Services like SeamlessAccess and even the underlying federated authentication infrastructure utilize various means of exchanging information across website operators. The significant challenge the browser vendors face is trying to distinguish between legitimate use cases and those that are more suspect. The browser vendors would all likely agree that exchanging information among trusted third parties for the purpose of facilitating access to scientific and scholarly resources is quite different from tracking users’ website visits for the purpose of facilitating targeted advertising. However, both of these situations use the same underlying features.
It’s important to note that some of the potential changes under discussion could disrupt usage patterns in common use today. Over twenty years ago, IT architects and visionaries put together ideas for single sign-on (SSO) services that now span the Internet. They developed the Security Assertion Markup Language (SAML) and began organizing the other various systems components to make SSO function. As mobile devices became more prevalent, the limits of SAML led people to develop OAuth, and from there, OpenID Connect. (If you’ve logged into a website using your Google account, you’ve used OpenID Connect.) And, through all of this innovation and development, the most common medium for users to log in and access services and content was via the World Wide Web.
SSO services that use a third-party’s account information are known as “federated.” An individual’s federated identity is their identity information, hosted at one organization like their school, employer, or favorite social media service. Federated identity is used by various service providers to let a user login without creating a new account. The benefits to this arrangement include fewer passwords for a user to keep track of, improved privacy when the user does not need to offer personal information to create an account, and fewer ways for a hacker to compromise service providers. If the service provider doesn’t store the password, the password can’t be hacked through their systems. Federated authentication also supports an additional benefit of allowing for granular release of information about the user (i.e., this site gets this information about the user, while that site gets different information), which, if used properly, can add to privacy and anonymity of the user.

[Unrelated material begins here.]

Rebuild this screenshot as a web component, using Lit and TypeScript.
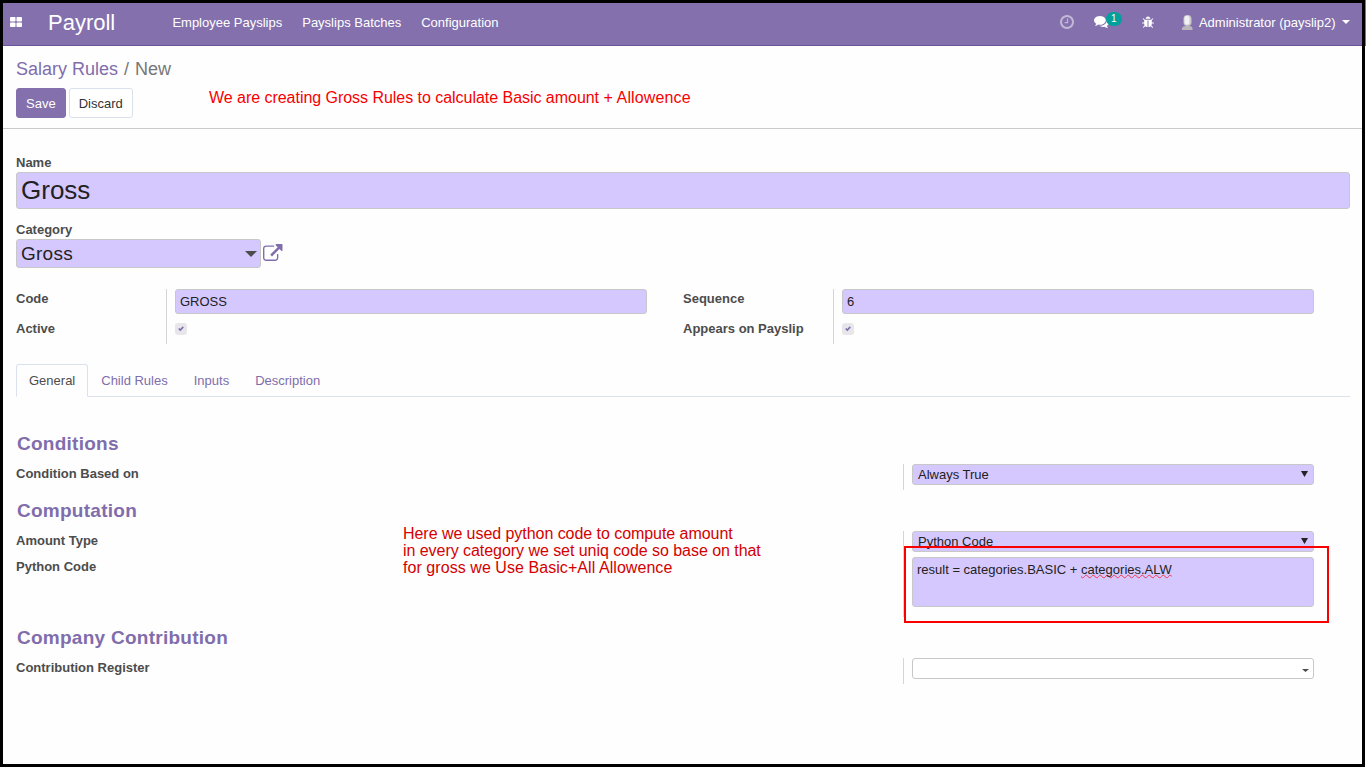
import { LitElement, html, css } from "lit";
import { customElement, property } from "lit/decorators.js";

const ICONS: Record<string, { box: string; d: string }> = {
  apps: {
    box: "64 128 1664 1408",
    d: "M832 1024v384q0 52-38 90t-90 38h-512q-52 0-90-38t-38-90v-384q0-52 38-90t90-38h512q52 0 90 38t38 90zm0-768v384q0 52-38 90t-90 38h-512q-52 0-90-38t-38-90v-384q0-52 38-90t90-38h512q52 0 90 38t38 90zm896 768v384q0 52-38 90t-90 38h-512q-52 0-90-38t-38-90v-384q0-52 38-90t90-38h512q52 0 90 38t38 90zm0-768v384q0 52-38 90t-90 38h-512q-52 0-90-38t-38-90v-384q0-52 38-90t90-38h512q52 0 90 38t38 90z",
  },
  clock: {
    box: "128 128 1536 1536",
    d: "M1024 544v448q0 14-9 23t-23 9h-320q-14 0-23-9t-9-23v-64q0-14 9-23t23-9h224v-352q0-14 9-23t23-9h64q14 0 23 9t9 23zm416 352q0-148-73-273t-198-198-273-73-273 73-198 198-73 273 73 273 198 198 273 73 273-73 198-198 73-273zm224 0q0 209-103 385.5t-279.5 279.5-385.5 103-385.5-103-279.5-279.5-103-385.5 103-385.5 279.5-279.5 385.5-103 385.5 103 279.5 279.5 103 385.5z",
  },
  comments: {
    box: "0 256 1792 1408",
    d: "M1408 768q0 139-94 257t-256.5 186.5-353.5 68.5q-86 0-176-16-124 88-278 128-36 9-86 16h-3q-11 0-20.5-8t-11.5-21q-1-3-1-6.5t.5-6.5 2-6l2.5-5 3.5-5.5 4-5 4.5-5 4-4.5q5-6 23-25t26-29.5 22.5-29 25-38.5 20.5-44q-124-72-195-177t-71-224q0-139 94-257t256.5-186.5 353.5-68.5 353.5 68.5 256.5 186.5 94 257zm384 256q0 120-71 224.5t-195 176.5q10 24 20.5 44t25 38.5 22.5 29 26 29.5 23 25q1 1 4 4.5t4.5 5 4 5 3.5 5.5l2.5 5 2 6 .5 6.5-1 6.5q-3 14-13 22t-22 7q-50-7-86-16-154-40-278-128-90 16-176 16-271 0-472-132 58 4 88 4 161 0 309-45t264-129q125-92 192-212t67-254q0-77-23-152 129 71 204 178t75 230z",
  },
  bug: {
    box: "96 0 1600 1664",
    d: "M1696 960q0 26-19 45t-45 19h-224q0 171-67 290l208 209q19 19 19 45t-19 45q-18 19-45 19t-45-19l-198-197q-5 5-15 13t-42 28.5-65 36.5-82 29-97 13v-896h-128v896q-51 0-101.5-13.5t-87-33-66-39-43.5-32.5l-15-14-183 207q-20 21-48 21-24 0-43-16-19-18-20.5-44.5t15.5-46.5l202-227q-58-114-58-274h-224q-26 0-45-19t-19-45 19-45 45-19h224v-294l-173-173q-19-19-19-45t19-45 45-19 45 19l173 173h844l173-173q19-19 45-19t45 19 19 45-19 45l-173 173v294h224q26 0 45 19t19 45zm-480-576h-640q0-133 93.5-226.5t226.5-93.5 226.5 93.5 93.5 226.5z",
  },
  external: {
    box: "64 64 1792 1536",
    d: "M1472 992v320q0 119-84.5 203.5t-203.5 84.5h-832q-119 0-203.5-84.5t-84.5-203.5v-832q0-119 84.5-203.5t203.5-84.5h704q14 0 23 9t9 23v64q0 14-9 23t-23 9h-704q-66 0-113 47t-47 113v832q0 66 47 113t113 47h832q66 0 113-47t47-113v-320q0-14 9-23t23-9h64q14 0 23 9t9 23zm384-864v512q0 26-19 45t-45 19-45-19l-176-176-652 652q-10 10-23 10t-23-10l-114-114q-10-10-10-23t10-23l652-652-176-176q-19-19-19-45t19-45 45-19h512q26 0 45 19t19 45z",
  },
  check: {
    box: "0 0 8 7",
    d: "M0.2 3.9 L1.7 2.4 L3.1 3.7 L6.2 0.4 L7.8 1.9 L3.1 6.7 Z",
  },
  down: { box: "0 0 8 7", d: "M0 0h8L4 7z" },
  caret: { box: "0 0 8 4", d: "M0 0h8L4 4z" },
};

@customElement("ui-icon")
class UiIcon extends LitElement {
  static styles = css`
    :host {
      display: block;
      flex: none;
    }
    .glyph {
      display: block;
      width: 100%;
      height: 100%;
      fill: currentColor;
    }
  `;
  @property() name = "";
  render() {
    const icon = ICONS[this.name];
    return html`<svg class="glyph" viewBox=${icon.box} preserveAspectRatio="none"><path d=${icon.d}></path></svg>`;
  }
}

@customElement("app-root")
class AppRoot extends LitElement {
  static styles = css`
    :host {
      display: block;
      width: 1366px;
      height: 768px;
      overflow: hidden;
      font: 13px/18px "Liberation Sans", Arial, sans-serif;
      color: #4c4c4c;
      background: linear-gradient(#8370ad 0 45px, #6a539b 45px 46px, #fefefe 46px);
    }
    * {
      box-sizing: border-box;
    }
    .frame {
      position: relative;
      width: 1365px;
      height: 767px;
      border: 3px solid #000;
      background: #fefefe;
      display: flex;
      flex-direction: column;
      white-space: nowrap;
    }
    .navbar {
      height: 43px;
      flex: none;
      display: flex;
      align-items: center;
      padding: 0 12px 3px 7px;
      background: #8370ad;
      border-bottom: 1px solid #6a539b;
      color: #fff;
    }
    .apps {
      width: 12px;
      height: 10px;
      margin-bottom: 1px;
    }
    .brand {
      margin-left: 26px;
      width: 124.4px;
      font-size: 22px;
      line-height: 26px;
    }
    .menu {
      display: flex;
      gap: 20px;
    }
    .systray {
      margin-left: auto;
      display: flex;
      align-items: center;
    }
    .clock {
      width: 14px;
      height: 14px;
      opacity: 0.5;
      margin-bottom: 2px;
    }
    .chat {
      display: flex;
      width: 28px;
      margin: 0 20px 2px;
      position: relative;
    }
    .comments {
      width: 15px;
      height: 12px;
    }
    .badge {
      position: absolute;
      left: 12px;
      top: -4px;
      width: 16px;
      height: 14px;
      border-radius: 7px;
      background: #00a09d;
      font-size: 10px;
      line-height: 14px;
      text-align: center;
    }
    .bug {
      width: 12px;
      height: 12px;
      margin-bottom: 1px;
    }
    .avatar {
      display: block;
      width: 11px;
      height: 15px;
      margin: 0 5.7px 0 28.6px;
    }
    .nav-caret {
      width: 8px;
      height: 4px;
      margin: 0 0 1px 6.500px;
    }
    .panel {
      height: 83px;
      flex: none;
      padding: 12px 13px 0;
      border-bottom: 1px solid #cacaca;
    }
    .crumbs {
      display: flex;
      gap: 6px;
      font-size: 18px;
      line-height: 22px;
      height: 30px;
      color: #777;
    }
    .crumb-link,
    .tab {
      color: #806dac;
    }
    .buttons {
      display: flex;
      gap: 3px;
    }
    .btn {
      font: inherit;
      height: 30px;
      padding: 2px 9px 0;
      border: 1px solid #d9e2ec;
      border-radius: 3px;
      background: #fff;
      color: #333;
    }
    .btn-primary {
      background: #8370ad;
      border-color: #8370ad;
      color: #fff;
    }
    .sheet {
      padding: 25px 12px 0 13px;
    }
    .label {
      font-weight: bold;
    }
    .field {
      display: flex;
      align-items: center;
      justify-content: space-between;
      background: #d5c8ff;
      border: 1px solid #c8c8cb;
      border-radius: 3px;
      color: #222;
      padding: 0 4px;
    }
    .name {
      height: 37px;
      font-size: 26px;
      line-height: 30px;
      padding-bottom: 2px;
      margin-bottom: 12px;
    }
    .category {
      display: flex;
      align-items: center;
      gap: 2px;
      margin-bottom: 21px;
    }
    .category-field {
      width: 245px;
      height: 29px;
      font-size: 19px;
      letter-spacing: 0.25px;
      padding: 0 3px 0 4px;
    }
    .category-caret {
      width: 12px;
      height: 6px;
      margin-top: 1px;
      color: #4c4c4c;
    }
    .external {
      width: 19.5px;
      height: 17px;
      color: #806dac;
      margin-bottom: 2px;
    }
    .groups {
      display: grid;
      grid-template-columns: 667px 667px;
      height: 75px;
    }
    .group {
      display: grid;
      grid-template-columns: 150px 481px;
      height: 55px;
    }
    .labels {
      display: flex;
      flex-direction: column;
      gap: 12px;
      padding-top: 1px;
    }
    .values {
      border-left: 1px solid #d5d5d5;
      padding-left: 8px;
    }
    .line-input {
      height: 25px;
    }
    .checkbox {
      width: 12px;
      height: 12px;
      margin-top: 9px;
      border-radius: 3px;
      background: #e8e6ea;
      padding: 3px;
      color: #7c6bad;
    }
    .tick {
      width: 6px;
      height: 5.5px;
    }
    .tabs {
      display: flex;
      height: 33px;
      border-bottom: 1px solid #dbe2ec;
    }
    .tab {
      height: 33px;
      padding: 7px 12px;
      border: 1px solid transparent;
    }
    .tab-active {
      color: #4c4c4c;
      border-color: #dbe2ec;
      border-bottom-color: #fefefe;
      border-radius: 3px 3px 0 0;
      background: #fefefe;
    }
    .notebook {
      padding-top: 27px;
    }
    .heading {
      margin: 8px 0 8px;
      padding-left: 1px;
      font-size: 19px;
      letter-spacing: 0.26px;
      line-height: 24px;
      font-weight: bold;
      color: #806dac;
    }
    .row {
      display: grid;
      grid-template-columns: 887px 411px;
      height: 26px;
      margin-bottom: 9px;
    }
    .row-tall {
      height: 86px;
    }
    .row-labels {
      display: flex;
      flex-direction: column;
      gap: 8px;
      padding-top: 1px;
    }
    .select {
      height: 21px;
      padding: 0 5px;
    }
    .select-arrow {
      width: 7px;
      height: 6px;
      margin-bottom: 2px;
    }
    .textarea {
      height: 50px;
      margin-top: 5px;
      align-items: flex-start;
      justify-content: flex-start;
      padding-top: 3px;
      white-space: pre;
    }
    .misspelt {
      text-decoration: underline wavy #ef3b4d 1px;
      text-decoration-skip-ink: none;
      text-underline-offset: 0;
    }
    .blank {
      background: #fff;
      justify-content: flex-end;
      padding-right: 4px;
    }
    .blank-caret {
      width: 7px;
      height: 3px;
      margin-top: 4px;
      color: #4c4c4c;
    }
    .note {
      position: absolute;
      font-size: 16px;
      line-height: 17px;
      color: #f80000;
    }
    .note-top {
      left: 206px;
      top: 86px;
      letter-spacing: -0.035px;
    }
    .note-tail {
      letter-spacing: 0.13px;
    }
    .note-code {
      left: 400px;
      top: 522px;
      color: #d40000;
    }
    .tight {
      letter-spacing: -0.05px;
    }
    .loose {
      letter-spacing: 0.06px;
    }
    .highlight {
      position: absolute;
      left: 901px;
      top: 543px;
      width: 425px;
      height: 77px;
      border: 2px solid #f80000;
    }
  `;

  private group(first: string, value: string, second: string) {
    return html`<div class="group">
      <div class="labels"><div class="label">${first}</div><div class="label">${second}</div></div>
      <div class="values">
        <div class="field line-input">${value}</div>
        <div class="checkbox"><ui-icon class="tick" name="check"></ui-icon></div>
      </div>
    </div>`;
  }

  private select(value: string) {
    return html`<div class="field select">${value}<ui-icon class="select-arrow" name="down"></ui-icon></div>`;
  }

  render() {
    return html`<div class="frame">
      <nav class="navbar">
        <ui-icon class="apps" name="apps"></ui-icon>
        <div class="brand">Payroll</div>
        <div class="menu"><span>Employee Payslips</span><span>Payslips Batches</span><span>Configuration</span></div>
        <div class="systray">
          <ui-icon class="clock" name="clock"></ui-icon>
          <div class="chat"><ui-icon class="comments" name="comments"></ui-icon><span class="badge">1</span></div>
          <ui-icon class="bug" name="bug"></ui-icon>
          <svg class="avatar" viewBox="0 0 11 15">
            <path d="M0 15v-2q1-2 3.5-2h4q2.5 0 3 2v2z" fill="#b9b6bc"></path>
            <rect x="1.5" y="0" width="8" height="11" rx="3.8" fill="#c9c7cb"></rect>
            <rect x="2.5" y="0.8" width="5" height="9" rx="2.5" fill="#f1f0f2"></rect>
          </svg>
          <span>Administrator (payslip2)</span>
          <ui-icon class="nav-caret" name="caret"></ui-icon>
        </div>
      </nav>
      <header class="panel">
        <div class="crumbs"><span class="crumb-link">Salary Rules</span><span>/</span><span>New</span></div>
        <div class="buttons"><button class="btn btn-primary">Save</button><button class="btn">Discard</button></div>
      </header>
      <main class="sheet">
        <div class="label">Name</div>
        <div class="field name">Gross</div>
        <div class="label">Category</div>
        <div class="category">
          <div class="field category-field">Gross<ui-icon class="category-caret" name="caret"></ui-icon></div>
          <ui-icon class="external" name="external"></ui-icon>
        </div>
        <div class="groups">
          ${this.group("Code", "GROSS", "Active")} ${this.group("Sequence", "6", "Appears on Payslip")}
        </div>
        <div class="tabs">
          <div class="tab tab-active">General</div>
          <div class="tab">Child Rules</div>
          <div class="tab">Inputs</div>
          <div class="tab">Description</div>
        </div>
        <div class="notebook">
          <div class="heading">Conditions</div>
          <div class="row">
            <div class="row-labels"><div class="label">Condition Based on</div></div>
            <div class="values">${this.select("Always True")}</div>
          </div>
          <div class="heading">Computation</div>
          <div class="row row-tall">
            <div class="row-labels"><div class="label">Amount Type</div><div class="label">Python Code</div></div>
            <div class="values">
              ${this.select("Python Code")}
              <div class="field textarea">result = categories.BASIC + <span class="misspelt">categories.ALW</span></div>
            </div>
          </div>
          <div class="heading">Company Contribution</div>
          <div class="row">
            <div class="row-labels"><div class="label">Contribution Register</div></div>
            <div class="values">
              <div class="field select blank"><ui-icon class="blank-caret" name="caret"></ui-icon></div>
            </div>
          </div>
        </div>
      </main>
      <div class="note note-top">We are creating Gross Rules to calculate Basic amount <span class="note-tail">+ Allowence</span></div>
      <div class="note note-code">
        <div class="tight">Here we used python code to compute amount</div>
        <div class="tight">in every category we set uniq code so base on that</div>
        <div class="loose">for gross we Use Basic+All Allowence</div>
      </div>
      <div class="highlight"></div>
    </div>`;
  }
}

Several pieces of functionality in web browsers enable the features that support federated single sign-on. One of those features are browser cookies. Cookies come in various types, but what they all have in common is that they put a small bit of data in a user’s web browser. That data can serve many different purposes: it can let a site know whether or not a user is logged in, it can be used to store information that will allow a service to personalize services in some manner, and, most infamously, it can be used to track what sites a user visits as they surf the web. That last part is how digital advertising networks collect (sometimes personal) information about users to deliver targeted ads. From the browser’s perspective, though, one cookie looks just like the next. The browser cannot tell the difference between a cookie that lets a service know the user is authenticated from a cookie that allows an advertiser network to track a user around the web. That’s a problem when cookies come under fire because of their role in user tracking.
As the world becomes more aware of and concerned with the privacy implications of engaging on the web, and as legislation like GDPR come into effect, browser vendors like Google (Chrome), Apple (Safari), and Mozilla (Firefox) are trying to figure out how to protect user privacy (e.g. by preventing hidden tracking, obfuscating IP addresses, etc.) while also supporting legitimate use cases like federated single sign on.. Since the tools used by both are technically the same, this is a tricky problem to solve! SeamlessAccess, which does not use third-party cookies and does not track a user in any way, relies on information written into the browser’s storage to streamline the Identity Provider Discovery step in federated authentication. Services like this will also break as browsers restrict sites to reading only the information they themselves have written into the browser’s local storage.
Some browser vendors have already taken steps to block third-party access to information in the browser’s local storage. Apple’s Safari is at the forefront of blocking hidden tracking. But as a result, Safari and other browsers running on iOS and iPadOS are also platforms where services like Microsoft Teams just won’t work anymore. Mozilla’s Firefox has partly implemented the limits on third-party cookies but is actively looking for ways to do this more efficiently. And Google is actively developing their Privacy Sandbox but has realized that deprecating third-party access without a plan for federated single sign-on is a problem and may even open them up to anti-trust lawsuits. As the different vendors diverge on how they support what has been basic functionality on the web, there is a potential for users to be restricted to services only working with a specific browser vendor and their ecosystem.
Several proposals are being explored as potential ways to preserve federated single sign-on while preventing hidden tracking. Still, for right now, they are all just proposals. No one has a solution at hand, not even (or perhaps especially) not the browser vendors themselves. Since there is no solution ready outside of prototypes, the question of when third-party cookies will go the way of the Flash protocol is still open. A new community group in the W3C is forming to consider this challenge in depth - stay tuned to learn more about what happens from here.
SeamlessAccess is monitoring these developments closely and is seeking to provide a vehicle for our community to engage in these issues, since they will have a big impact on libraries, publishers, and anyone else who uses federated identity on the web.